According to a new study by Consumer Intelligence Research Partners (CIRP), iPhone owners are holding on to their iPhones for an average of three months longer than in previous years. In its view, CIRP argues that this trend is having a material impact on Apple, as consumers are delaying their upgrades -- largely because iPhone upgrades are becoming increasingly incremental, at least in the minds of customers.
"We can translate these retiring iPhone age distributions into an estimate of the change in age of previous iPhones,"
said Mike Levin, CIRP partner and co-founder. "Over the past 11 quarters, in some quarters the average age of a previous iPhone increased by as much as four weeks. It did decline in a few quarters, from mid-2014 to mid-2015, and again in the most recent March 2016 quarter. Overall, over the past almost three years, the average age of a new iPhone buyer's previous iPhone has increased by approximately three months."
According to CIRP, the principal reason that users are hanging to their iPhones is that the "rate of change in iPhone features has slowed." With the iPhone maturing as a product, each upgrade cycle is less dramatic, and more incremental. One hand, it shows that customers are happy with their iPhones -- but the downside is that there is less temptation to upgrade. As Levin concludes, "the absence of compelling new features, which will encourage early upgrade from iPhone 6 models ... will influence and probably limit US iPhone sales in the coming quarters, relative to past quarters."

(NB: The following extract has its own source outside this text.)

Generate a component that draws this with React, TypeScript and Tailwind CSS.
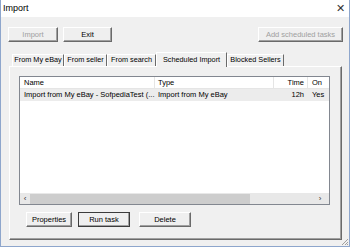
import React from 'react';

const font = { fontFamily: '"Liberation Sans", Arial, sans-serif' };

function WinButton({
  label,
  width,
  disabled,
  focused,
}: {
  label: string;
  width: string;
  disabled?: boolean;
  focused?: boolean;
}) {
  return (
    <div
      className={`${width} h-[15px] flex items-center justify-center text-[7.5px] leading-none bg-[#efefef] border ${
        focused ? 'border-[#3c3c3c]' : 'border-t-white border-l-white border-r-[#6a6a6a] border-b-[#6a6a6a]'
      } shadow-[inset_-1px_-1px_0_#a0a0a0] ${disabled ? 'text-[#a0a0a0]' : 'text-black'}`}
    >
      {label}
    </div>
  );
}

function Tab({ label, width, active }: { label: string; width: string; active?: boolean }) {
  if (active) {
    return (
      <div
        className={`${width} relative z-10 -mb-[1px] h-[15px] flex items-center justify-center bg-[#f0f0f0] border-t border-l border-white border-r border-r-[#6a6a6a] text-[7.3px] whitespace-nowrap`}
      >
        {label}
      </div>
    );
  }
  return (
    <div
      className={`${width} h-[12px] flex items-center justify-center bg-[#f0f0f0] border-t border-l border-white border-r border-r-[#6a6a6a] text-[7.3px] whitespace-nowrap`}
    >
      {label}
    </div>
  );
}

export default function App() {
  return (
    <div
      className="w-[350px] h-[247px] bg-[#f0f0f0] border border-[#8ea6cc] border-t-0 flex flex-col overflow-hidden relative"
      style={font}
    >
      {/* title bar */}
      <div className="h-[17px] bg-white flex items-center justify-between pl-[3px] pr-[5px] -mx-[1px]">
        <span className="text-[9px] text-black">Import</span>
        <span className="text-[11px] text-[#333] leading-none">✕</span>
      </div>

      {/* toolbar */}
      <div className="flex items-center pl-[7px] pr-[6px] mt-[10px]">
        <div className="flex gap-[5px]">
          <WinButton label="Import" width="w-[50px]" disabled />
          <WinButton label="Exit" width="w-[49px]" />
        </div>
        <div className="ml-auto">
          <WinButton label="Add scheduled tasks" width="w-[85px]" disabled />
        </div>
      </div>

      {/* tabs */}
      <div className="mt-[10px] pl-[11px] flex items-end h-[14px]">
        <Tab label="From My eBay" width="w-[52px]" />
        <Tab label="From seller" width="w-[43px]" />
        <Tab label="From search" width="w-[49px]" />
        <Tab label="Scheduled Import" width="w-[71px]" active />
        <Tab label="Blocked Sellers" width="w-[57px]" />
      </div>

      {/* panel */}
      <div className="ml-[8px] w-[333px] h-[174px] border-t border-l border-white border-r border-b border-r-[#6a6a6a] border-b-[#6a6a6a] shadow-[inset_-1px_-1px_0_#a0a0a0] flex flex-col pl-[9px] pt-[9px]">
        {/* list view */}
        <div className="w-[311px] h-[129px] border border-[#828790] bg-white flex flex-col">
          <div className="h-[12px] flex text-[7.5px] border-b border-[#e5e5e5]">
            <div className="w-[135px] pl-[4px] flex items-center border-r border-[#e5e5e5]">Name</div>
            <div className="w-[119px] pl-[3px] flex items-center border-r border-[#e5e5e5]">Type</div>
            <div className="w-[34px] pr-[3px] flex items-center justify-end border-r border-[#e5e5e5]">Time</div>
            <div className="flex-1 pl-[4px] flex items-center">On</div>
          </div>
          <div className="h-[12px] flex text-[7.5px] bg-[#ececec]">
            <div className="w-[135px] pl-[4px] flex items-center whitespace-nowrap overflow-hidden">
              Import from My eBay - SofpediaTest (...
            </div>
            <div className="w-[119px] pl-[3px] flex items-center">Import from My eBay</div>
            <div className="w-[34px] pr-[4px] flex items-center justify-end">12h</div>
            <div className="flex-1 pl-[4px] flex items-center">Yes</div>
          </div>
          <div className="flex-1" />
          {/* horizontal scrollbar */}
          <div className="h-[11px] flex items-center bg-[#e8e8e8]">
            <div className="w-[10px] flex items-center justify-center text-[8px] text-[#333] leading-none">‹</div>
            <div className="w-[220px] h-[10px] bg-[#cdcdcd]" />
            <div className="flex-1" />
            <div className="w-[10px] flex items-center justify-center text-[8px] text-[#333] leading-none">›</div>
            <div className="w-[4px]" />
          </div>
        </div>

        {/* bottom buttons */}
        <div className="mt-[7px] ml-[7px] flex gap-[6px]">
          <WinButton label="Properties" width="w-[46px]" />
          <WinButton label="Run task" width="w-[52px]" focused />
          <div className="ml-[3px]">
            <WinButton label="Delete" width="w-[52px]" />
          </div>
        </div>
      </div>

      {/* size grip */}
      <svg className="absolute right-0 bottom-0" width="8" height="8" viewBox="0 0 8 8">
        <path d="M7 1L1 7M7 4L4 7M7 6L6 7" stroke="#a0a0a0" strokeWidth="1" />
      </svg>
    </div>
  );
}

Another reason that CIRP cites for the slowing rate of iPhone upgraders is that mobile carrier phone purchase subsidies previously encouraged customers to upgrade their iPhone every two years. According to Levin, current "phone financing plans effectively reward customers who have paid for their phone in full." As a result, this practice is outweighing carrier incentives for users to upgrade their iPhones early, or as much as they have in the past. Coupled with the "increased availability of trade-in programs and used phone purchase websites," Apple is facing pressure on a number of fronts.
Current projections for the global smartphone market show that it will drop sharply into
single-digit growth for the remainder of 2016, while Apple also cited the strong US dollar as another factor in softening iPhone sales. With customers holding on to their iPhones longer adding to these woes, a number of analysts, including Goldman Sachs, are
bearish on iPhone sales for the remainder of 2016, the new "iPhone 7" launch notwithstanding.